Get permission to be at the location you plan to investigate. Trespassing is a great way to ruin your reputation. Being arrested for trespassing is even worse.

Have a plan before you show up. This cuts down the amount of time it takes to set your equipment up.

Work as a team. There should be at least three of you and working together will help make things like taking baseline readings run smoothly.

Document what you do, when you did it and what you experienced. You can do this with cameras and audio recorders but a pencil and notepad never suffer from battery drain or run out of tape or require a change of flash memory.

Treat the location with respect. After all, you may want to go back.

Map the location and mark the placement of equipment. Even a rough map will do, because it will help you debunk on the night and may help during evidence review.

Bring spare batteries, video tapes, camera film, audio tapes etc- if your equipment uses it, have two spare sets of everything. You never know when you will need it.

Interview witnesses, if anyone is willing to talk, record their experiences.

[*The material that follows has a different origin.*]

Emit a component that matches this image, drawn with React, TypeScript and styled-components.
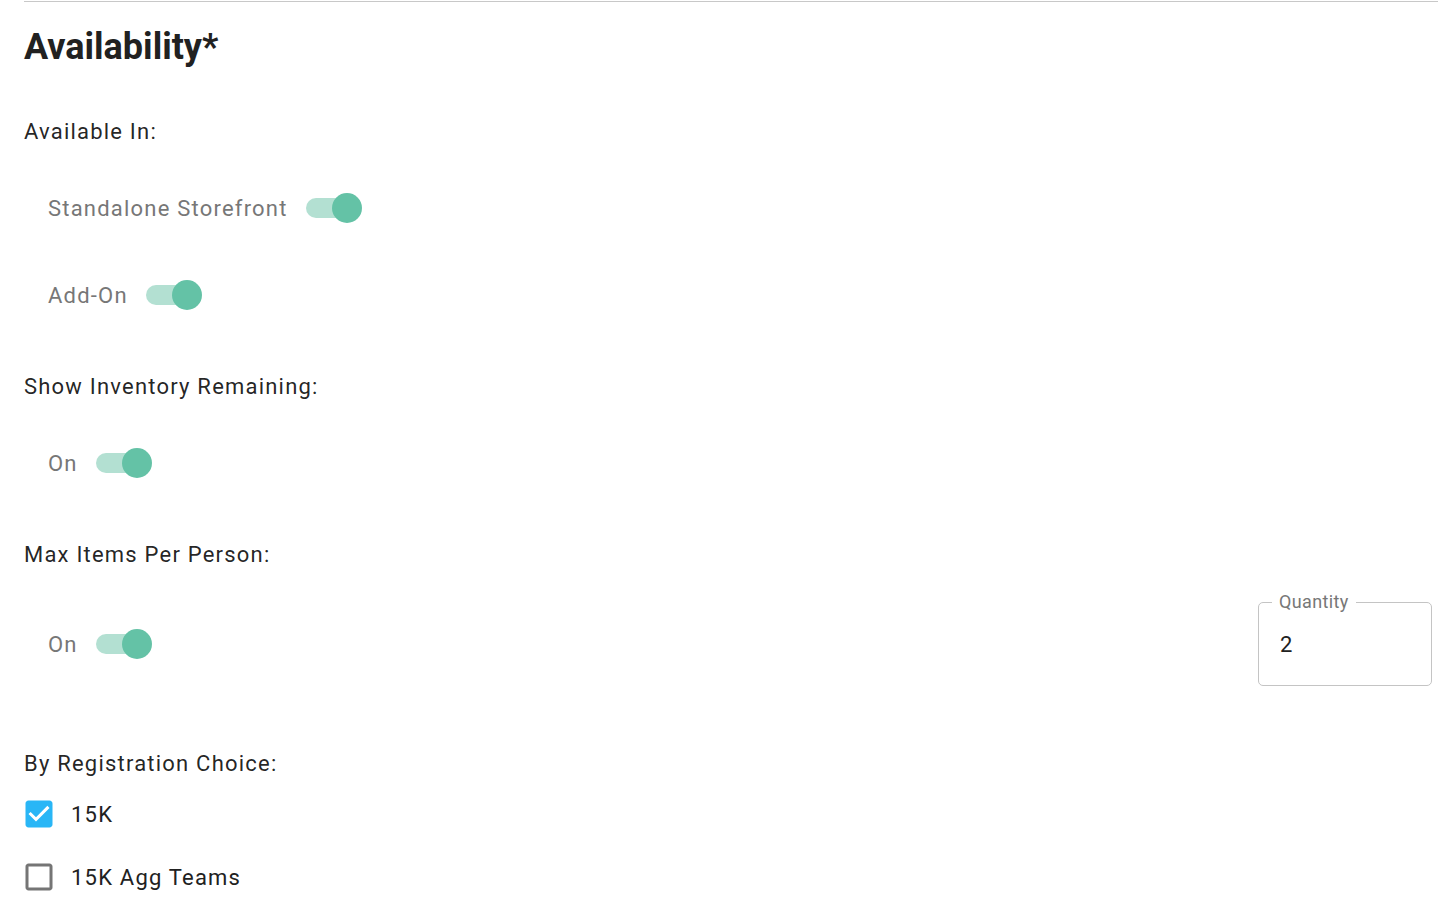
import React from "react";
import styled, { createGlobalStyle } from "styled-components";

const GlobalStyle = createGlobalStyle`
  html, body {
    margin: 0;
    padding: 0;
    background: #fff;
  }
  body {
    font-family: Roboto, "Liberation Sans", Arial, sans-serif;
    color: rgba(0, 0, 0, 0.87);
  }
`;

const Section = styled.section`
  margin: 1px 15px 0 24px;
  border-top: 1px solid #c8c8c8;
  padding-bottom: 20px;
`;

const Title = styled.h2`
  margin: 24px 0 0;
  font-size: 36px;
  line-height: 42px;
  font-weight: 700;
  color: #212121;
`;

const GroupLabel = styled.div<{ $top: number }>`
  margin-top: ${(p) => p.$top}px;
  font-size: 22px;
  line-height: 28px;
  letter-spacing: 0.055em;
  color: rgba(0, 0, 0, 0.87);
`;

const ToggleRow = styled.div<{ $top: number }>`
  display: flex;
  align-items: center;
  justify-content: space-between;
  margin-top: ${(p) => p.$top}px;
  min-height: 48px;
`;

const ToggleLabel = styled.label`
  display: flex;
  align-items: center;
  gap: 18px;
  padding-left: 24px;
  font-size: 22px;
  letter-spacing: 0.055em;
  color: #777;
  cursor: pointer;
`;

const Track = styled.span<{ $on: boolean }>`
  position: relative;
  display: inline-block;
  width: 52px;
  height: 20px;
  border-radius: 10px;
  background: ${(p) => (p.$on ? "#b3e0d2" : "#bdbdbd")};
`;

const Thumb = styled.span<{ $on: boolean }>`
  position: absolute;
  top: -5px;
  left: ${(p) => (p.$on ? "26px" : "-4px")};
  width: 30px;
  height: 30px;
  border-radius: 50%;
  background: ${(p) => (p.$on ? "#64c2a6" : "#fafafa")};
`;

const FieldBox = styled.div`
  position: relative;
  margin-right: 6px;
  width: 174px;
  height: 84px;
  box-sizing: border-box;
  border: 1px solid #c4c4c4;
  border-radius: 5px;
  padding-left: 21px;
  display: flex;
  align-items: center;
`;

const FloatLabel = styled.span`
  position: absolute;
  top: -13px;
  left: 13px;
  padding: 0 7px;
  background: #fff;
  font-size: 18px;
  line-height: 24px;
  color: #777;
  letter-spacing: 0.02em;
`;

const FieldValue = styled.span`
  font-size: 22px;
  color: #212121;
`;

const CheckRow = styled.label<{ $top: number }>`
  display: flex;
  align-items: center;
  gap: 14px;
  margin-top: ${(p) => p.$top}px;
  margin-left: -3px;
  height: 40px;
  font-size: 22px;
  letter-spacing: 0.055em;
  color: #212121;
  cursor: pointer;
`;

const Check = ({ label, checked, top }: { label: string; checked: boolean; top: number }) => (
  <CheckRow $top={top}>
    <svg width="36" height="36" viewBox="0 0 24 24">
      {checked ? (
        <>
          <rect x="4" y="4" width="16" height="16" fill="#fff" />
          <path
            fill="#29b6f6"
            d="M19 3H5c-1.11 0-2 .9-2 2v14c0 1.1.89 2 2 2h14c1.11 0 2-.9 2-2V5c0-1.1-.89-2-2-2zm-9 14l-5-5 1.41-1.41L10 14.17l7.59-7.59L19 8l-9 9z"
          />
        </>
      ) : (
        <path
          fill="#757575"
          d="M19 5v14H5V5h14m0-2H5c-1.1 0-2 .9-2 2v14c0 1.1.9 2 2 2h14c1.1 0 2-.9 2-2V5c0-1.1-.9-2-2-2z"
        />
      )}
    </svg>
    {label}
  </CheckRow>
);

const Toggle = ({ label, on }: { label: string; on: boolean }) => (
  <ToggleLabel>
    {label}
    <Track $on={on}>
      <Thumb $on={on} />
    </Track>
  </ToggleLabel>
);

export default function App() {
  return (
    <>
      <GlobalStyle />
      <Section>
        <Title>Availability*</Title>
        <GroupLabel $top={50}>Available In:</GroupLabel>
        <ToggleRow $top={38}>
          <Toggle label="Standalone Storefront" on />
        </ToggleRow>
        <ToggleRow $top={39}>
          <Toggle label="Add-On" on />
        </ToggleRow>
        <GroupLabel $top={54}>Show Inventory Remaining:</GroupLabel>
        <ToggleRow $top={38}>
          <Toggle label="On" on />
        </ToggleRow>
        <GroupLabel $top={54}>Max Items Per Person:</GroupLabel>
        <ToggleRow $top={33}>
          <Toggle label="On" on />
          <FieldBox>
            <FloatLabel>Quantity</FloatLabel>
            <FieldValue>2</FieldValue>
          </FieldBox>
        </ToggleRow>
        <GroupLabel $top={64}>By Registration Choice:</GroupLabel>
        <Check label="15K" checked top={16} />
        <Check label="15K Agg Teams" checked={false} top={23} />
      </Section>
    </>
  );
}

This may give you good ideas where you need to put equipment.

Reinvestigate, especially if you come up with anything interesting. Ghosts rarely perform on command.

Carry a watch for noting times of occurrences and specific details; use walkie-talkies to keep in touch with other team members; bring a flashlight, check the batteries. Have a first-aid kit on hand.

On-site Inspection

Give the outside of any building a thorough once-over. Note any bushes or tree limbs that have contact with the building and could cause banging or scraping noises. Look for visibly loose boards, siding, shingles, rain gutters, or shutters.

While outside, stand in several different locations and observe if there are any sound amplification points. House angles, trees, and terrain changes can affect how sound travels.

Indoors, check all windows and doors for drafts. Don’t forget to check attic and basement access points.

Rooms containing fireplaces should also be examined closely. Is the flue open or closed? Are there any animals nesting in the chimney that may be causing unexplained noises?